*Dataset excerpt*.

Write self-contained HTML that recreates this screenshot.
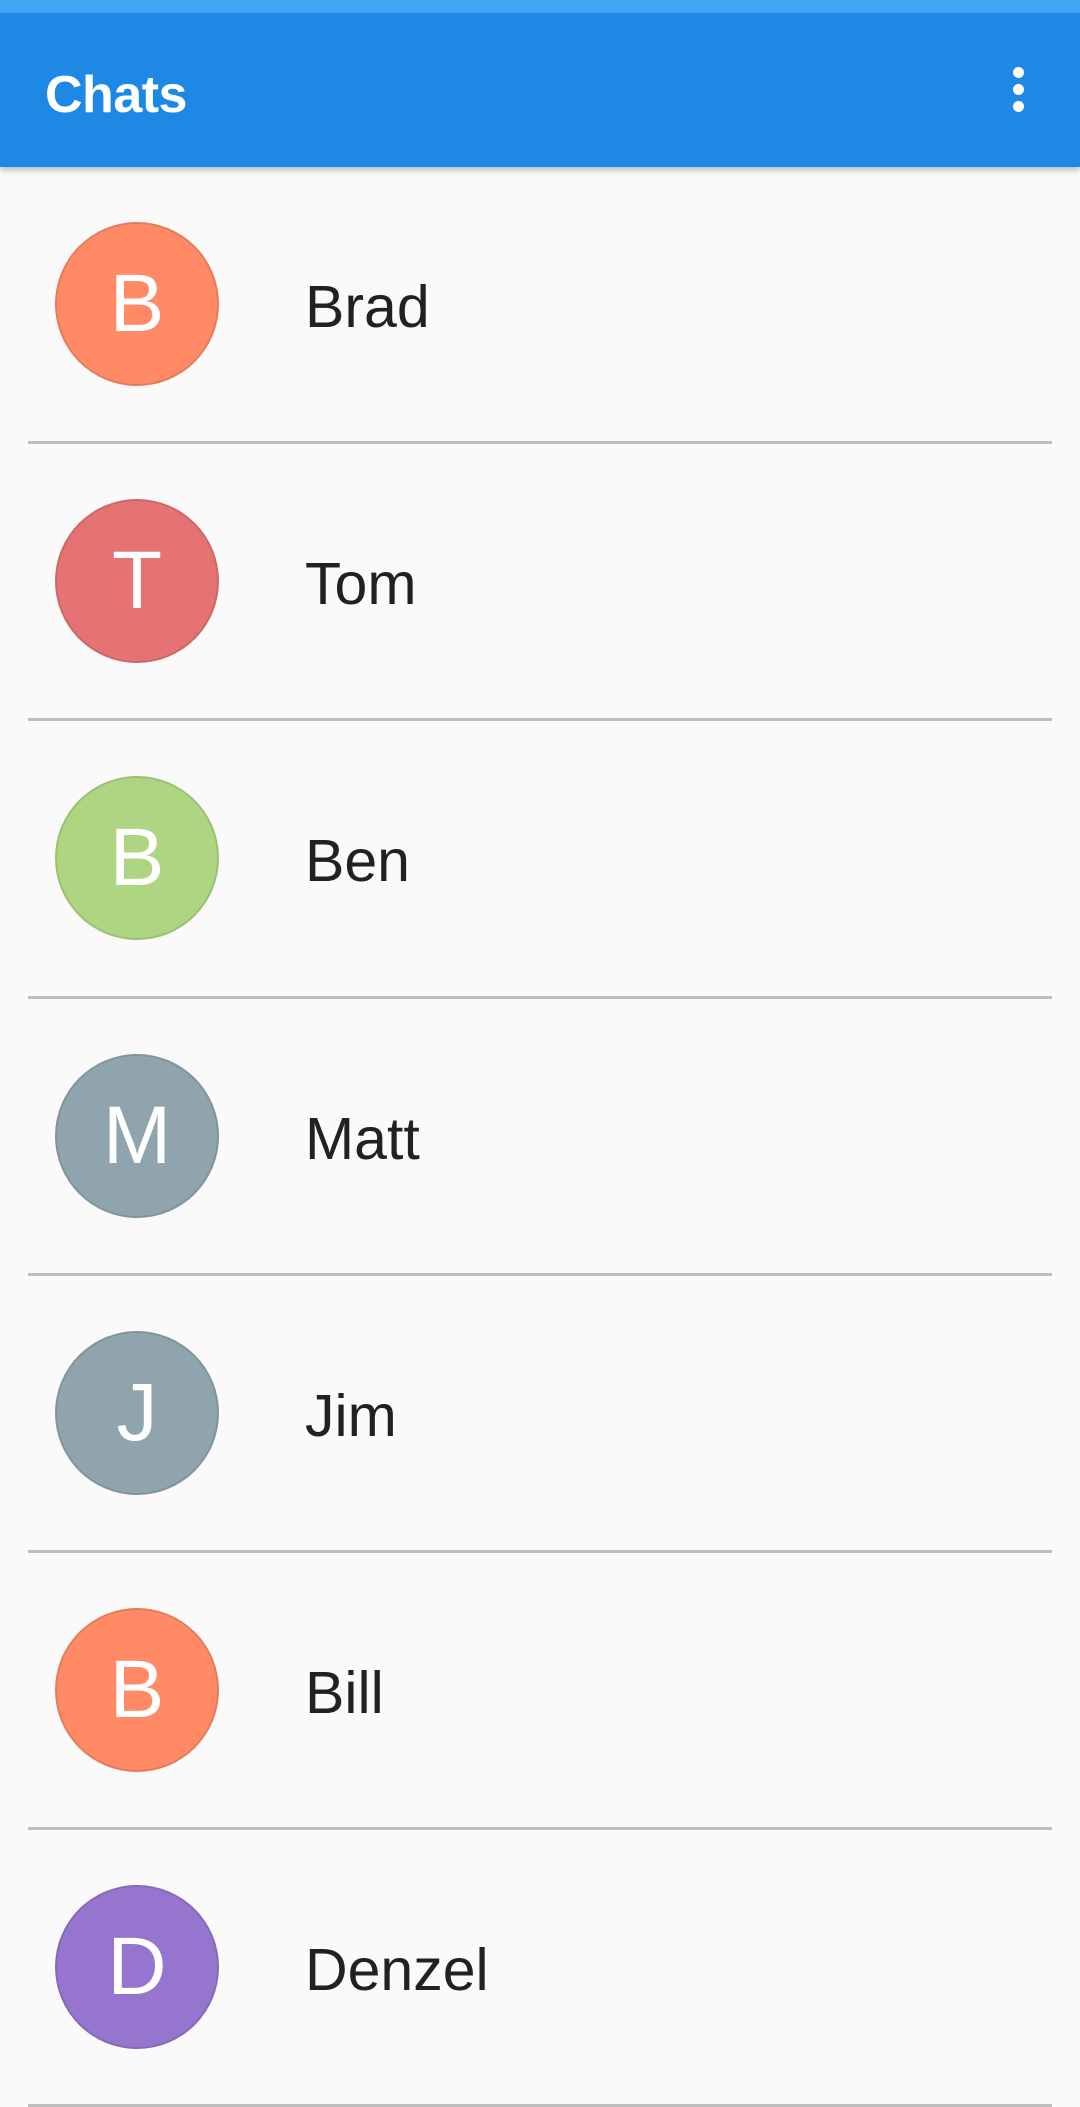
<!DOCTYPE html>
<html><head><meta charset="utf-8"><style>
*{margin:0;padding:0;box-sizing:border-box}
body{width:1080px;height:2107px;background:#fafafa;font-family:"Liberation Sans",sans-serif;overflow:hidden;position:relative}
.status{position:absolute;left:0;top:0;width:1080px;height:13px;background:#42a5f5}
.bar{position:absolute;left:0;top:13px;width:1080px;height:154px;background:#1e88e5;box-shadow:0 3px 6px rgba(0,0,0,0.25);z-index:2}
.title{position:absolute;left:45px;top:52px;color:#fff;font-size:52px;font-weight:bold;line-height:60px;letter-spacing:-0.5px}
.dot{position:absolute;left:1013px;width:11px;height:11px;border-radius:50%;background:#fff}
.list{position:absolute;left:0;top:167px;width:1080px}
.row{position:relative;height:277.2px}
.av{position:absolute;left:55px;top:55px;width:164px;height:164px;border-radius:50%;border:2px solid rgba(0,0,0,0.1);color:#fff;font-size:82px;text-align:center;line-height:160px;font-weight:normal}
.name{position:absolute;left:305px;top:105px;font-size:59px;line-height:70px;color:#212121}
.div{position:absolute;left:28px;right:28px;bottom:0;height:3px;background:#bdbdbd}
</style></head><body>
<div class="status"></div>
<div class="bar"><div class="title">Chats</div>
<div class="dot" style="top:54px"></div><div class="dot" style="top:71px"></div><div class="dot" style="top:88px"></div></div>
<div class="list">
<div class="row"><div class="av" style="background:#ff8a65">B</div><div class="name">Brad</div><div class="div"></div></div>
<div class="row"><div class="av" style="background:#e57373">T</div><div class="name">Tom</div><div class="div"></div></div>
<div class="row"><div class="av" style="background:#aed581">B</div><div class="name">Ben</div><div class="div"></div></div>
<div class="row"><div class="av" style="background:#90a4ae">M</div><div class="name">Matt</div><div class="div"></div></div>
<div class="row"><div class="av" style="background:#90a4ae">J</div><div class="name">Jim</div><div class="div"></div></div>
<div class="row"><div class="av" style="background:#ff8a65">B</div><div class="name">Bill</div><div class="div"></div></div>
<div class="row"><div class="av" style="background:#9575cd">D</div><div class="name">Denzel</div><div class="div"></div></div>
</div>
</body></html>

*Directions for this task*. Repeat the data in full and exactly. Omit pictures.

*The reply*.
Write self-contained HTML that recreates this screenshot.
<!DOCTYPE html>
<html><head><meta charset="utf-8"><style>
*{margin:0;padding:0;box-sizing:border-box}
body{width:1080px;height:2107px;background:#fafafa;font-family:"Liberation Sans",sans-serif;overflow:hidden;position:relative}
.status{position:absolute;left:0;top:0;width:1080px;height:13px;background:#42a5f5}
.bar{position:absolute;left:0;top:13px;width:1080px;height:154px;background:#1e88e5;box-shadow:0 3px 6px rgba(0,0,0,0.25);z-index:2}
.title{position:absolute;left:45px;top:52px;color:#fff;font-size:52px;font-weight:bold;line-height:60px;letter-spacing:-0.5px}
.dot{position:absolute;left:1013px;width:11px;height:11px;border-radius:50%;background:#fff}
.list{position:absolute;left:0;top:167px;width:1080px}
.row{position:relative;height:277.2px}
.av{position:absolute;left:55px;top:55px;width:164px;height:164px;border-radius:50%;border:2px solid rgba(0,0,0,0.1);color:#fff;font-size:82px;text-align:center;line-height:160px;font-weight:normal}
.name{position:absolute;left:305px;top:105px;font-size:59px;line-height:70px;color:#212121}
.div{position:absolute;left:28px;right:28px;bottom:0;height:3px;background:#bdbdbd}
</style></head><body>
<div class="status"></div>
<div class="bar"><div class="title">Chats</div>
<div class="dot" style="top:54px"></div><div class="dot" style="top:71px"></div><div class="dot" style="top:88px"></div></div>
<div class="list">
<div class="row"><div class="av" style="background:#ff8a65">B</div><div class="name">Brad</div><div class="div"></div></div>
<div class="row"><div class="av" style="background:#e57373">T</div><div class="name">Tom</div><div class="div"></div></div>
<div class="row"><div class="av" style="background:#aed581">B</div><div class="name">Ben</div><div class="div"></div></div>
<div class="row"><div class="av" style="background:#90a4ae">M</div><div class="name">Matt</div><div class="div"></div></div>
<div class="row"><div class="av" style="background:#90a4ae">J</div><div class="name">Jim</div><div class="div"></div></div>
<div class="row"><div class="av" style="background:#ff8a65">B</div><div class="name">Bill</div><div class="div"></div></div>
<div class="row"><div class="av" style="background:#9575cd">D</div><div class="name">Denzel</div><div class="div"></div></div>
</div>
</body></html>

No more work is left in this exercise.